> **Given information**:

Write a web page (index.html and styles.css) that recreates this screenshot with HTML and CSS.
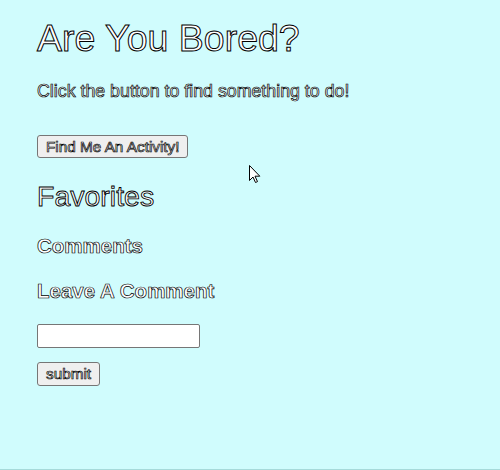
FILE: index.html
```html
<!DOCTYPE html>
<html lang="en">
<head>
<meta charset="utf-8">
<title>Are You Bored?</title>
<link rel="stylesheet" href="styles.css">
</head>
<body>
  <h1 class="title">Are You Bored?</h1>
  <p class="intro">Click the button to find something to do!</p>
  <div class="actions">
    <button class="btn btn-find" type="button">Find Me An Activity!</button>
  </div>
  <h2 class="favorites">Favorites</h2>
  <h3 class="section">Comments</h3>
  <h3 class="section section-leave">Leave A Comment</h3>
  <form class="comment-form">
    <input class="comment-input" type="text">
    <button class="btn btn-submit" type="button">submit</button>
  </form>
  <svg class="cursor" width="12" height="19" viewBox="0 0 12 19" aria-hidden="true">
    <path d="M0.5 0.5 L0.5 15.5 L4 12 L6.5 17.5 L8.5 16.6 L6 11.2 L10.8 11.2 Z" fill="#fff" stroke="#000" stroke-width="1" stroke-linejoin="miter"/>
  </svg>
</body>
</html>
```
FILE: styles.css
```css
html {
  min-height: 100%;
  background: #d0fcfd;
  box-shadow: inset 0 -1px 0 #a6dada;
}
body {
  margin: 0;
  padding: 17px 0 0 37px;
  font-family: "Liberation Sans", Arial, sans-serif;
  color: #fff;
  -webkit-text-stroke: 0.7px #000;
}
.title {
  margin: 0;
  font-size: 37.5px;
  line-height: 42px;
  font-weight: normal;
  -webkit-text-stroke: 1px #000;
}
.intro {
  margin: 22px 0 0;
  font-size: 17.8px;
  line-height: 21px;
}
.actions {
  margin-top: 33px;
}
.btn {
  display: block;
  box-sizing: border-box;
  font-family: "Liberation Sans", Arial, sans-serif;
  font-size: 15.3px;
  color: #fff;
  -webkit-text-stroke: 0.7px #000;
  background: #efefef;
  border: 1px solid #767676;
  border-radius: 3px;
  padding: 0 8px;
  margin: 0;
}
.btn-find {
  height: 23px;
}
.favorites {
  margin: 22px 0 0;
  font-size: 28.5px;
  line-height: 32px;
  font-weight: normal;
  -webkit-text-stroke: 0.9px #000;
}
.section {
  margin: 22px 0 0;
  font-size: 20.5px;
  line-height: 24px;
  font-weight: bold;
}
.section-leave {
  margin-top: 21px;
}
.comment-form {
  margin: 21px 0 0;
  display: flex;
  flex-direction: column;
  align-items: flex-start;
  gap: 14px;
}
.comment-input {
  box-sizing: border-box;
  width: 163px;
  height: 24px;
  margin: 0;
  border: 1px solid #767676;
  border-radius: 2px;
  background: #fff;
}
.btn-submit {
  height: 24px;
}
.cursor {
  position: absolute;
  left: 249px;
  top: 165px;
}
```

> **Instructions for the task**: Every line should be retyped exactly, with the pictures omitted.

> **Solution for this problem**:
Write a web page (index.html and styles.css) that recreates this screenshot with HTML and CSS.
FILE: index.html
```html
<!DOCTYPE html>
<html lang="en">
<head>
<meta charset="utf-8">
<title>Are You Bored?</title>
<link rel="stylesheet" href="styles.css">
</head>
<body>
  <h1 class="title">Are You Bored?</h1>
  <p class="intro">Click the button to find something to do!</p>
  <div class="actions">
    <button class="btn btn-find" type="button">Find Me An Activity!</button>
  </div>
  <h2 class="favorites">Favorites</h2>
  <h3 class="section">Comments</h3>
  <h3 class="section section-leave">Leave A Comment</h3>
  <form class="comment-form">
    <input class="comment-input" type="text">
    <button class="btn btn-submit" type="button">submit</button>
  </form>
  <svg class="cursor" width="12" height="19" viewBox="0 0 12 19" aria-hidden="true">
    <path d="M0.5 0.5 L0.5 15.5 L4 12 L6.5 17.5 L8.5 16.6 L6 11.2 L10.8 11.2 Z" fill="#fff" stroke="#000" stroke-width="1" stroke-linejoin="miter"/>
  </svg>
</body>
</html>
```
FILE: styles.css
```css
html {
  min-height: 100%;
  background: #d0fcfd;
  box-shadow: inset 0 -1px 0 #a6dada;
}
body {
  margin: 0;
  padding: 17px 0 0 37px;
  font-family: "Liberation Sans", Arial, sans-serif;
  color: #fff;
  -webkit-text-stroke: 0.7px #000;
}
.title {
  margin: 0;
  font-size: 37.5px;
  line-height: 42px;
  font-weight: normal;
  -webkit-text-stroke: 1px #000;
}
.intro {
  margin: 22px 0 0;
  font-size: 17.8px;
  line-height: 21px;
}
.actions {
  margin-top: 33px;
}
.btn {
  display: block;
  box-sizing: border-box;
  font-family: "Liberation Sans", Arial, sans-serif;
  font-size: 15.3px;
  color: #fff;
  -webkit-text-stroke: 0.7px #000;
  background: #efefef;
  border: 1px solid #767676;
  border-radius: 3px;
  padding: 0 8px;
  margin: 0;
}
.btn-find {
  height: 23px;
}
.favorites {
  margin: 22px 0 0;
  font-size: 28.5px;
  line-height: 32px;
  font-weight: normal;
  -webkit-text-stroke: 0.9px #000;
}
.section {
  margin: 22px 0 0;
  font-size: 20.5px;
  line-height: 24px;
  font-weight: bold;
}
.section-leave {
  margin-top: 21px;
}
.comment-form {
  margin: 21px 0 0;
  display: flex;
  flex-direction: column;
  align-items: flex-start;
  gap: 14px;
}
.comment-input {
  box-sizing: border-box;
  width: 163px;
  height: 24px;
  margin: 0;
  border: 1px solid #767676;
  border-radius: 2px;
  background: #fff;
}
.btn-submit {
  height: 24px;
}
.cursor {
  position: absolute;
  left: 249px;
  top: 165px;
}
```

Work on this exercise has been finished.